The End

Several of my writer friends were kind enough to look over the product of last week’s writing binge.   It looks like I addressed a goodly chunk of the issues that they had with the book’s ending.  It had felt abrupt; there were too many questions unanswered.  I’m definitely sensitive to that charge since it was one of the complaints about my YA mystery SUSPECT.  But perhaps the greatest challenge was figuring out how to resolve a tension between what I thought my main character wanted at the end of the story and what a goodly percentage of my critique partners wanted for her.   I did manage to come up with a set of circumstances that worked for her, me, and the readers.


5 thoughts on “The End

  1. Congratulations on a job well done!
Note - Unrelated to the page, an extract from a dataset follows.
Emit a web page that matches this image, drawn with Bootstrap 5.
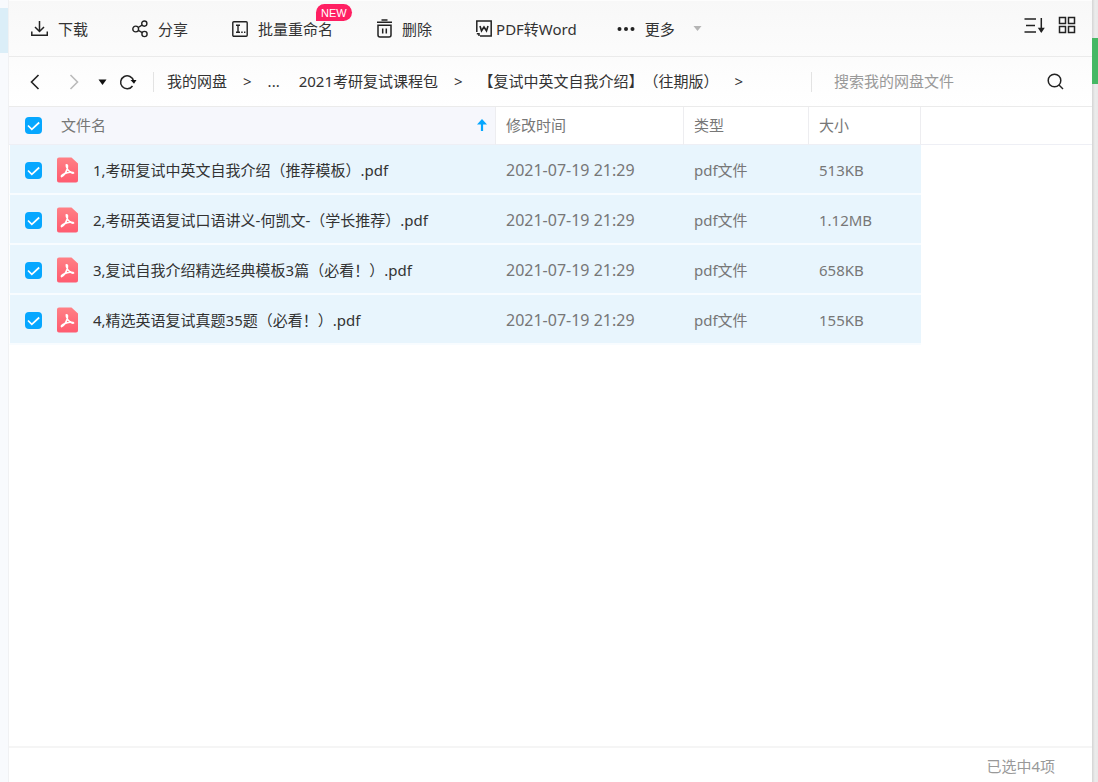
<!DOCTYPE html>
<html lang="zh-CN">
<head>
<meta charset="utf-8">
<meta name="viewport" content="width=device-width, initial-scale=1">
<title>我的网盘</title>
<link rel="stylesheet" href="https://cdn.jsdelivr.net/npm/bootstrap@5.3.0/dist/css/bootstrap.min.css">
<style>
  body { font: 15px/20px "Noto Sans", "Noto Sans CJK SC", sans-serif; font-kerning: none; text-spacing-trim: space-all; color: #333; background: #fff; }
  svg { display: block; flex: none; }
  .side-left { width: 9px; padding-top: 8px; background: #f8fafd; border-right: 1px solid #f0f1f3; }
  .side-left div { height: 45px; background: #dbeef8; }
  .side-right { width: 6px; padding-top: 38px; background: linear-gradient(90deg, #d4d4d4, #ececec 50%, #e8e8e8); }
  .side-right div { height: 46px; background: #45b864; }
  .main-pane { min-width: 0; }
  .top-area { background: linear-gradient(#f8f8f8, #fff); border-top: 1px solid #fdfdfd; }
  .toolbar { height: 56px; padding: 0 16px 0 22px; gap: 44px; border-bottom: 1px solid #ebebeb; }
  .tool { display: flex; align-items: center; gap: 10px; padding: 0; border: 0; background: none; color: #333; white-space: nowrap; line-height: 18px; }
  .tool-word { gap: 4px; }
  .tool-more { margin-left: -4px; }
  .tool-more .caret { margin-left: 8px; }
  .new-tag { top: -16px; left: 84px; height: 17px; padding: 0 5px; border-radius: 9px 9px 9px 0; background: #ff1f62; color: #fff; font: 11px/18px "Liberation Sans", sans-serif; }
  .views { gap: 13px; margin-bottom: 7px; }
  .pathbar { height: 50px; padding-left: 18px; border-bottom: 1px solid #ebebeb; }
  .refresh { margin-left: 12px; }
  .crumbs { gap: 16px; padding-left: 13px; height: 20px; border-left: 1px solid #e3e3e3; margin-left: 16px; white-space: nowrap; line-height: 18px; }
  .crumbs a { color: #333; text-decoration: none; }
  .crumbs .dots { margin-right: 3px; }
  .search { width: 281px; height: 20px; padding: 0 28px 0 22px; border-left: 1px solid #e3e3e3; }
  .search input { border: 0; padding: 0 0 2px; min-width: 0; background: none; outline: 0; line-height: 18px; }
  .search input::placeholder { color: #999; opacity: 1; }
  .files { table-layout: fixed; width: 100%; border-collapse: separate; border-spacing: 0; color: #777; }
  .files th { height: 38px; padding: 0 10px 1px; font-weight: 400; color: #777; border-right: 1px solid #ededf0; border-bottom: 1px solid #eeeff5; line-height: 18px; }
  .files th:first-child { background: #f6f7fc; padding-left: 16px; padding-right: 8px; }
  .files th:last-child { border-right: 0; }
  .files td { height: 50px; padding: 2px 10px 0; background: #e8f5fd; border-bottom: 2px solid #f8fcff; }
  .files td:first-child { padding-left: 15px; border-left: 1px solid #fff; color: #333; }
  .files td:last-child { background: #fff; border-color: #fff; }
  .files td time { font-size: 16px; }
  .c-name { width: 487px; } .c-time { width: 188px; } .c-type { width: 125px; } .c-size { width: 112px; }
  .files .form-check-input { width: 17px; height: 17px; margin: 0; border: 0; border-radius: 4px; flex: none; }
  .files .form-check-input:checked { background-color: #06a7ff; background-size: 17px 17px; background-image: url("data:image/svg+xml,%3csvg xmlns='http://www.w3.org/2000/svg' viewBox='0 0 17 17'%3e%3cpath fill='none' stroke='%23fff' stroke-width='1.700' d='M3 8.500l3.800 3.800 7.400-6.800'/%3e%3c/svg%3e"); }
  .files th label { margin-left: 19px; }
  .files .pdf { margin: 0 15px 0 15px; }
  .status { height: 36px; padding-right: 37px; padding-top: 1px; border-top: 2px solid #f5f5f5; color: #999; }
</style>
</head>
<body>
<svg width="0" height="0" class="position-absolute" aria-hidden="true">
  <defs>
    <linearGradient id="pink" x2="0" y2="1"><stop stop-color="#ff8085"/><stop offset="1" stop-color="#ff5b70"/></linearGradient>
    <symbol id="pdf" viewBox="0 0 21 26">
      <path fill="url(#pink)" d="M2 .5h12.500L21 6.500V23.500a2 2 0 0 1-2 2H2a2 2 0 0 1-2-2V2.500a2 2 0 0 1 2-2z"/>
      <path fill="none" stroke="#fff" stroke-width="1.600" stroke-linecap="round" stroke-linejoin="round" d="M9.300 7.800c1.600-.2 1.200 2 .8 4.200-.9 3.200-3.400 7.200-5.600 7.600-.8-1.200 3-3.200 5.800-3.900 3-.6 6-.9 6.300.2-.8.8-3.800-.8-5.900-3.500-1-1.400-1.500-3.400-1.400-4.600z"/>
    </symbol>
  </defs>
</svg>
<div class="d-flex min-vh-100">
  <div class="side-left flex-shrink-0"><div></div></div>
  <main class="main-pane flex-grow-1 d-flex flex-column">
    <div class="top-area">
      <div class="toolbar d-flex align-items-center">
        <button type="button" class="tool"><svg width="17" height="17" viewBox="0 0 17 17" fill="none" stroke="#222" stroke-width="1.500"><path d="M8.500 1v10M4 7l4.500 4.500L13 7M.8 11.500v3.700h15.500v-3.700"/></svg>下载</button>
        <button type="button" class="tool"><svg width="16" height="18" viewBox="0 0 16 18" fill="none" stroke="#222" stroke-width="1.400"><circle cx="3.700" cy="9" r="2.900"/><circle cx="12.300" cy="3.600" r="2.600"/><circle cx="12.500" cy="14" r="2.600"/><path d="M6.200 7.500l3.800-2.400M6.300 10.400l4 2.300"/></svg>分享</button>
        <button type="button" class="tool position-relative"><svg width="16" height="16" viewBox="0 0 16 16" fill="none" stroke="#222" stroke-width="1.400"><rect x=".8" y=".8" width="14.400" height="14.400" rx="1"/><path d="M4 4.300h4M6 4.300v7M4 11.300h4M9.200 11.300h1.500M12 11.300h1.400"/></svg>批量重命名<span class="new-tag position-absolute">NEW</span></button>
        <button type="button" class="tool"><svg width="15" height="19" viewBox="0 0 15 19" fill="none" stroke="#222" stroke-width="1.500"><path d="M0 3.300h15M4.500 1h6M1 6.200h13v9.800a2 2 0 0 1-2 2H3a2 2 0 0 1-2-2zM5.700 9.500v5M9.300 9.500v5"/></svg>删除</button>
        <button type="button" class="tool tool-word"><svg width="16" height="17" viewBox="0 0 16 17" fill="none" stroke="#222" stroke-width="1.500"><path d="M.8 12V1h14.400v15H4M.8 13.800h2.200V16"/><path stroke-width="1.600" d="M4 6l1.500 4.800L8 7l2.500 3.800L12 6"/></svg>PDF转Word</button>
        <button type="button" class="tool tool-more"><svg width="18" height="16" viewBox="0 0 18 16" fill="#222"><circle cx="2.500" cy="8" r="2"/><circle cx="9" cy="8" r="2"/><circle cx="15.500" cy="8" r="2"/></svg>更多<svg class="caret" width="9" height="5" viewBox="0 0 9 5" fill="#b5b5b5"><path d="M.5 0h8l-4 5z"/></svg></button>
        <div class="views d-flex ms-auto">
          <button type="button" class="tool" aria-label="排序"><svg width="21" height="17" viewBox="0 0 21 17" fill="none" stroke="#222" stroke-width="1.500"><path d="M.5 2H12M2 8.500h9M.5 15H12M17.300 1v13.500"/><path fill="#222" stroke="none" d="M13.800 10.800h7L17.300 16z"/></svg></button>
          <button type="button" class="tool" aria-label="网格"><svg width="18" height="18" viewBox="0 0 18 18" fill="none" stroke="#222" stroke-width="1.500"><path d="M1.500 1.500h6v6h-6zM10.500 1.500h6v6h-6zM1.500 10.500h6v6h-6zM10.500 10.500h6v6h-6z"/></svg></button>
        </div>
      </div>
      <div class="pathbar d-flex align-items-center">
        <button type="button" class="tool me-4" aria-label="后退"><svg width="16" height="16" viewBox="0 0 16 16" fill="none" stroke="#222" stroke-width="1.600"><path d="M11.500 1L4.500 8l7 7"/></svg></button>
        <button type="button" class="tool" aria-label="前进"><svg width="15" height="16" viewBox="0 0 15 16" fill="none" stroke="#bbb" stroke-width="1.600"><path d="M3.500 1l7 7-7 7"/></svg></button>
        <button type="button" class="tool ms-3" aria-label="历史"><svg width="9" height="6" viewBox="0 0 9 6" fill="#111"><path d="M.5.500h8l-4 5.500z"/></svg></button>
        <button type="button" class="tool refresh" aria-label="刷新"><svg width="18" height="16" viewBox="0 0 18 16" fill="none" stroke="#222" stroke-width="1.500"><path d="M13.500 12A6.500 6.500 0 1 1 14.500 7"/><path fill="#111" stroke="none" d="M11.500 6h6l-2.500 3.800z"/></svg></button>
        <nav class="crumbs d-flex" aria-label="路径">
          <a href="#">我的网盘</a><span>&gt;</span><a href="#" class="dots">...</a><a href="#">2021考研复试课程包</a><span>&gt;</span><a href="#">【复试中英文自我介绍】（往期版）</a><span>&gt;</span>
        </nav>
        <div class="search d-flex align-items-center ms-auto">
          <input class="flex-grow-1" type="search" placeholder="搜索我的网盘文件" aria-label="搜索我的网盘文件">
          <button type="button" class="tool" aria-label="搜索"><svg width="17" height="17" viewBox="0 0 17 17" fill="none" stroke="#222" stroke-width="1.500"><circle cx="7.500" cy="7.500" r="6.300"/><path d="M12 12l4 4"/></svg></button>
        </div>
      </div>
    </div>
    <table class="files">
      <colgroup><col class="c-name"><col class="c-time"><col class="c-type"><col class="c-size"><col></colgroup>
      <thead><tr>
        <th scope="col"><div class="d-flex align-items-center"><input class="form-check-input" type="checkbox" checked id="all"><label for="all">文件名</label><svg class="ms-auto" width="10" height="12" viewBox="0 0 10 12" fill="#06a7ff"><path d="M5 0l5 5.500H6.100V12H3.900V5.500H0z"/></svg></div></th>
        <th scope="col">修改时间</th><th scope="col">类型</th><th scope="col">大小</th><th></th>
      </tr></thead>
      <tbody>
        <tr><td><div class="d-flex align-items-center"><input class="form-check-input" type="checkbox" checked id="f1"><svg class="pdf" width="21" height="26"><use href="#pdf"/></svg><label for="f1">1,考研复试中英文自我介绍（推荐模板）.pdf</label></div></td><td><time>2021-07-19 21:29</time></td><td>pdf文件</td><td>513KB</td><td></td></tr>
        <tr><td><div class="d-flex align-items-center"><input class="form-check-input" type="checkbox" checked id="f2"><svg class="pdf" width="21" height="26"><use href="#pdf"/></svg><label for="f2">2,考研英语复试口语讲义-何凯文-（学长推荐）.pdf</label></div></td><td><time>2021-07-19 21:29</time></td><td>pdf文件</td><td>1.12MB</td><td></td></tr>
        <tr><td><div class="d-flex align-items-center"><input class="form-check-input" type="checkbox" checked id="f3"><svg class="pdf" width="21" height="26"><use href="#pdf"/></svg><label for="f3">3,复试自我介绍精选经典模板3篇（必看！）.pdf</label></div></td><td><time>2021-07-19 21:29</time></td><td>pdf文件</td><td>658KB</td><td></td></tr>
        <tr><td><div class="d-flex align-items-center"><input class="form-check-input" type="checkbox" checked id="f4"><svg class="pdf" width="21" height="26"><use href="#pdf"/></svg><label for="f4">4,精选英语复试真题35题（必看！）.pdf</label></div></td><td><time>2021-07-19 21:29</time></td><td>pdf文件</td><td>155KB</td><td></td></tr>
      </tbody>
    </table>
    <footer class="status d-flex align-items-center justify-content-end mt-auto">已选中4项</footer>
  </main>
  <div class="side-right flex-shrink-0"><div></div></div>
</div>
<script src="https://cdn.jsdelivr.net/npm/bootstrap@5.3.0/dist/js/bootstrap.bundle.min.js"></script>
</body>
</html>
It can be so hard to create an ending that is true to the story and leaves the reader satisfied especially if it isn’t the happily ever after ending. Thank you for inspiring the rest of us to give it another try, to work on and create the ending that works all the way around.
    –SueBE

  2. Stephen King provided some great advice on feedback in an essay: “If your critics are all telling you the same thing about some facet of your story–a plot twist that doesn’t work, a character who rings false, stilted narrative , or half a dozen other possibilities–change that facet. It doesn’t matter if you really liked that twist or that character; if a lot of people are telling you something is wrong with your piece, it IS.”

    In this case, it wasn’t so much of a “happy ending” issue as that they wanted to see my character step up and embrace something on a personal level. Happily I could see a reason for her to do it that fit in with the logic of the world. That’s important for us engineering types.

  3. Congrats on finishing. Ending are hard. Especially after the climax but it’s not quite done yet. It must feel good to be done.

  4. Thanks, Stephanie!

    Natalie, you are so right about the difficulties of dealing with the action after the climax. I’m looking forward to your blog interview with Cheryl Klein.